Todo corredor já sentiu aquele momento em que as pernas pesam, a respiração acelera e o ritmo simplesmente não se sustenta. Esse ponto crítico tem explicação: é o limiar de lactato, o momento em que o corpo começa a produzir ácido lático mais rápido do que consegue eliminar.
Durante a corrida, o corpo usa oxigênio para transformar a glicose em energia. Mas, quando o esforço aumenta e o oxigênio não é suficiente, ele recorre a um processo anaeróbico — e o lactato é o subproduto dessa reação. Enquanto o corpo consegue “reciclar” o lactato, o ritmo é sustentável; quando a produção supera a capacidade de limpeza, o acúmulo causa fadiga muscular e queda de desempenho.
Em termos simples, o limiar de lactato mostra quanto esforço você consegue manter antes que o corpo entre no modo de emergência. É um divisor de águas entre correr forte e ultrapassar o ponto de exaustão.
Por que ele é tão importante para corredores
O limiar de lactato é uma das medidas mais confiáveis para avaliar resistência e eficiência em provas de longa duração. Ele determina por quanto tempo você consegue correr em ritmo alto sem “quebrar”.
Para corredores de 10 km, meia maratona e maratona, esse é o dado que realmente importa. Um atleta com limiar mais alto consegue sustentar uma velocidade maior por mais tempo, porque o corpo demora mais para acumular lactato e entrar em fadiga.
Em provas longas, isso significa manter o ritmo estável, economizar energia e evitar o colapso nos quilômetros finais. Já em distâncias curtas, como 5 km, o limiar também ajuda — mas o VO₂ max (potência máxima de oxigênio) costuma ter maior influência.
Como identificar o seu limiar de lactato
O jeito mais preciso é por meio de testes laboratoriais, que medem a concentração de lactato no sangue enquanto o corredor faz séries em esteira ou pista. Mas há formas simples de estimar o ponto ideal mesmo sem equipamentos.
A mais prática é o teste do “ritmo confortavelmente difícil” — ou talk test. Correr em um ritmo no qual é possível falar apenas frases curtas, com esforço perceptível, indica que você está próximo do limiar. Para a maioria dos corredores, esse ritmo equivale ao que conseguiriam sustentar por cerca de uma hora, geralmente entre o ritmo de 10 km e o de meia maratona.
Alguns relógios esportivos já oferecem estimativas automáticas, baseadas em frequência cardíaca e ritmo, que ajudam a ajustar os treinos e monitorar a evolução.

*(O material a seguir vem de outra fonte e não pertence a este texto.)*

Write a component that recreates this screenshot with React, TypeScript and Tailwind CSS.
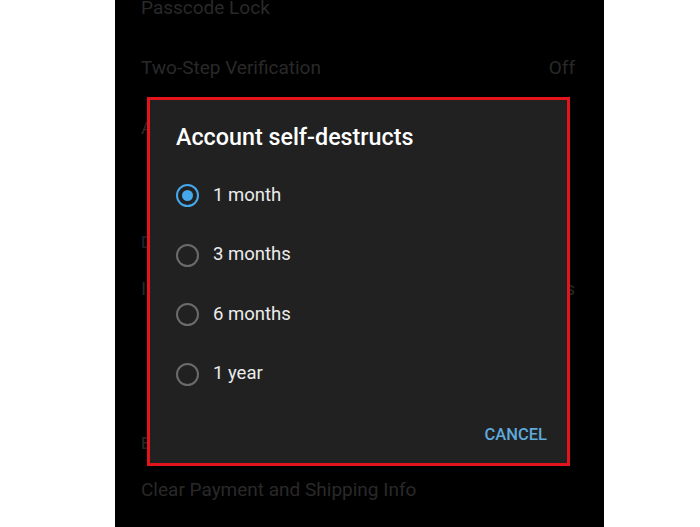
import { useState } from "react";

const options = ["1 month", "3 months", "6 months", "1 year"];

const Row = ({ label, value, h }: { label: string; value?: string; h: string }) => (
  <div className={`flex items-center justify-between pl-[26px] pr-[29px] text-[19px] text-[#292929] ${h}`}>
    <span>{label}</span>
    {value && <span>{value}</span>}
  </div>
);

const Radio = ({ checked }: { checked: boolean }) => (
  <span
    className={`flex h-[23px] w-[23px] items-center justify-center rounded-full border-[2.5px] ${
      checked ? "border-[#45a8ec]" : "border-[#6b6b6b]"
    }`}
  >
    {checked && <span className="h-[11px] w-[11px] rounded-full bg-[#45a8ec]" />}
  </span>
);

export default function App() {
  const [value, setValue] = useState(0);

  return (
    <div className="flex h-[527px] w-[700px] overflow-hidden bg-white pl-[115px] font-['Roboto',sans-serif]">
      <div className="relative h-full w-[489px] overflow-hidden bg-black">
        <div className="-mt-[22px] flex flex-col">
          <Row label="Passcode Lock" h="h-[60px]" />
          <Row label="Two-Step Verification" value="Off" h="h-[60px]" />
          <Row label="Active Sessions" h="h-[60px]" />
          <div className="h-[65px]" />
          <div className="flex h-[40px] items-center pl-[26px] text-[16px] font-medium text-[#1c232b]">Delete my account</div>
          <Row label="If away for" value="6 months" h="h-[52px]" />
          <div className="h-[109px]" />
          <div className="flex h-[40px] items-center pl-[26px] text-[16px] font-medium text-[#262626]">Bots and websites</div>
          <Row label="Clear Payment and Shipping Info" h="h-[52px]" />
        </div>

        <div className="absolute left-[32px] top-[97px] w-[423px] border-[3px] border-[#e3141b] bg-[#212121] pb-[18px] pl-[26px] pr-[20px] pt-[23px] text-white">
          <h2 className="text-[23.3px] font-medium leading-[28px]">Account self-destructs</h2>
          <div className="mt-[15px] flex flex-col">
            {options.map((o, i) => (
              <button
                key={o}
                onClick={() => setValue(i)}
                className="flex h-[59.5px] items-center gap-[14px] text-left text-[18.5px] text-[#ececec]"
              >
                <Radio checked={value === i} />
                <span>{o}</span>
              </button>
            ))}
          </div>
          <div className="mt-[21px] flex justify-end">
            <button className="text-[16.5px] font-medium leading-[20px] text-[#5fa9dc]">CANCEL</button>
          </div>
        </div>
      </div>
    </div>
  );
}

Como treinar para aumentar o limiar
A boa notícia é que o limiar de lactato pode ser treinado e melhorado. Quanto mais você o empurra, mais eficiente o corpo se torna em lidar com o esforço.
Os treinos ideais são os chamados “de limiar” ou “tempo runs”, que combinam intensidade e duração:
- Corridas contínuas de 20 a 40 minutos em ritmo firme, mas controlado
- Séries longas, como 3 x 10 minutos em ritmo de limiar, com pausas curtas entre os blocos
- Corridas progressivas, em que o ritmo aumenta gradualmente até o limite sustentável
Esses treinos ensinam o corpo a utilizar o lactato como combustível, melhorando a capacidade de tolerar o esforço e adiar a fadiga. É importante incluir apenas uma sessão desse tipo por semana, sempre com uma boa base aeróbica antes de começar.
O resultado: mais resistência, menos quebra
Melhorar o limiar de lactato significa correr mais rápido com a mesma sensação de esforço. O corpo passa a eliminar o lactato de forma mais eficiente, e o coração e os músculos trabalham em harmonia por mais tempo.
Na prática, isso se traduz em provas mais consistentes, com ritmo estável do início ao fim e menos queda de performance nos quilômetros finais. É também uma forma segura de evoluir: em vez de correr sempre no limite, o atleta aprende a dosar o esforço e treinar de forma inteligente.
O segredo da constância está no limiar
Em um mundo em que todos falam de pace e VO₂ max, o limiar de lactato é o verdadeiro medidor de eficiência. Ele mostra o quanto o corpo aguenta sem entrar em colapso e, mais importante, o quanto é possível evoluir com treino e paciência.
Trabalhar esse ponto é o que diferencia quem apenas termina uma prova de quem cruza a linha de chegada no ritmo certo, com energia para acelerar no final. No fim das contas, entender o próprio limite é o que permite ultrapassá-lo.